The format is to hear the person who proposed the resolution, then have an expert for and one against. Personally, I was very persuaded by the speaker for the resolution (Helen Browning – director of the Soil Association and an organic farmer herself) and didn’t really warm to the personality or arguments of the speaker against (Peter Kendal, president of the National Farmers’ Union).

Then it all started to happen. Just as I was getting ready to vote, juggling red, green and white cards in my sweaty nervous palms, chaos erupted. Person after person stood up from the floor, saying that we shouldn’t vote on such a badly worded resolution. The poor chair was not happy about this, and with obvious unease, said we had to vote. Oh, but no, the audience weren’t having any of that. In the end, a new motion was proposed by the floor, and we effectively voted not to vote on the resolution! Confused? I was!

Apparently this was the first time ever in the history of the WI that this has happened, and I was certainly excited to be there and see it unfold! From a personal viewpoint, I was happy not to have to vote. I had a feeling that if a vote had been forced, it may have gone in support of mega farms, which I felt slightly uncomfortable with given the ambiguity of the resolution.


The meeting was rounded off with a talk about Denman College and we learned a lot more about some of the brilliant courses they run. I felt so inspired that when I got home, I suggested Baildon Belles offer an annual bursary to encourage members to attend courses, and we’ve agreed to provide £300 each year to a worthy candidate.

Denman College also announced the launch of a fundraising initiative. They want us to help them sell a million cups of tea and raise £5 per member. More information on this will no doubt follow.

The meeting ended with an encouraging speech from the chair, Ruth Bond. I especially liked the quote she gave from Roosevelt: ‘The world is run by those who turn up.’

She also reminded us that the WI will be one hundred years old in 2015, and planning has already begun for the centenary celebrations.
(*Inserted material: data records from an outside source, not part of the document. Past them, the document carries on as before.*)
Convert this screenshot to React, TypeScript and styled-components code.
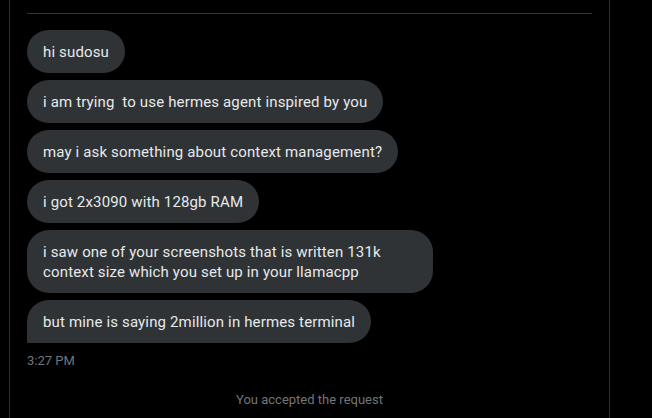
import React from "react";
import styled, { createGlobalStyle } from "styled-components";

const Global = createGlobalStyle`
  *, *::before, *::after { box-sizing: border-box; }
  html, body { margin: 0; padding: 0; background: #000; }
  body { font-family: Roboto, "Noto Sans", "Liberation Sans", sans-serif; }
  #root { height: 418px; overflow: hidden; }
`;

const Page = styled.div`
  display: flex;
  height: 418px;
  background: #000;
`;

const Column = styled.div`
  margin-left: 9px;
  width: 601px;
  border-left: 1px solid #2f3336;
  border-right: 1px solid #2f3336;
  padding: 13px 17px 0;
  display: flex;
  flex-direction: column;
`;

const Divider = styled.div`
  height: 1px;
  background: #2f3336;
  margin-bottom: 16px;
`;

const Thread = styled.div`
  display: flex;
  flex-direction: column;
  align-items: flex-start;
  gap: 7px;
`;

const Bubble = styled.div<{ $last?: boolean }>`
  background: #2f3336;
  color: #e7e9ea;
  font-size: 15px;
  line-height: 20px;
  letter-spacing: 0.15px;
  padding: 11.5px 16px;
  border-radius: 22px;
  border-bottom-left-radius: ${(p) => (p.$last ? "0" : "22px")};
  max-width: 406px;
`;

const Time = styled.div`
  color: #71767b;
  font-size: 13px;
  line-height: 16px;
  margin-top: 10px;
`;

const Notice = styled.div`
  color: #71767b;
  font-size: 13px;
  line-height: 16px;
  text-align: center;
  margin-top: 23px;
`;

const messages = [
  "hi sudosu",
  "i am trying\u00a0 to use hermes agent inspired by you",
  "may i ask something about context management?",
  "i got 2x3090 with 128gb RAM",
  "i saw one of your screenshots that is written 131k context size which you set up in your llamacpp",
  "but mine is saying 2million in hermes terminal",
];

export default function App() {
  return (
    <Page>
      <Global />
      <Column>
        <Divider />
        <Thread>
          {messages.map((m, i) => (
            <Bubble key={i} $last={i === messages.length - 1}>
              {m}
            </Bubble>
          ))}
        </Thread>
        <Time>3:27 PM</Time>
        <Notice>You accepted the request</Notice>
      </Column>
    </Page>
  );
}
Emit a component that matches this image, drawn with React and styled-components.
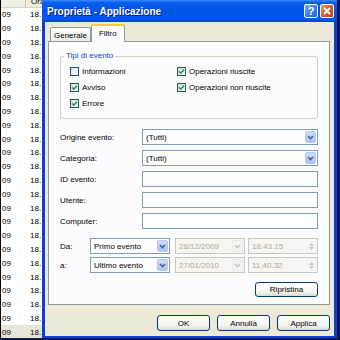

Finally, a performance by ‘The Harmonies’, who looked great and sang very nicely, but unfortunately no longer have an agent or a record deal. Oh well, there’s always the X Factor, ladies.

  • Feeling extremely young all day*, and hearing someone loudly ask one of my West Yorkshire colleagues: ‘She’s not WI is she?” Repeat after me: ‘Oh yes I am!”
  • Being looked after by the West Yorkshire gang and sharing childbirth stories over dinner.

  • Singing ‘Land of My Fathers’ in Welsh. Sorry Wales – I was awful.

* I am quite categorically not young – I am almost 40 and my bones ache.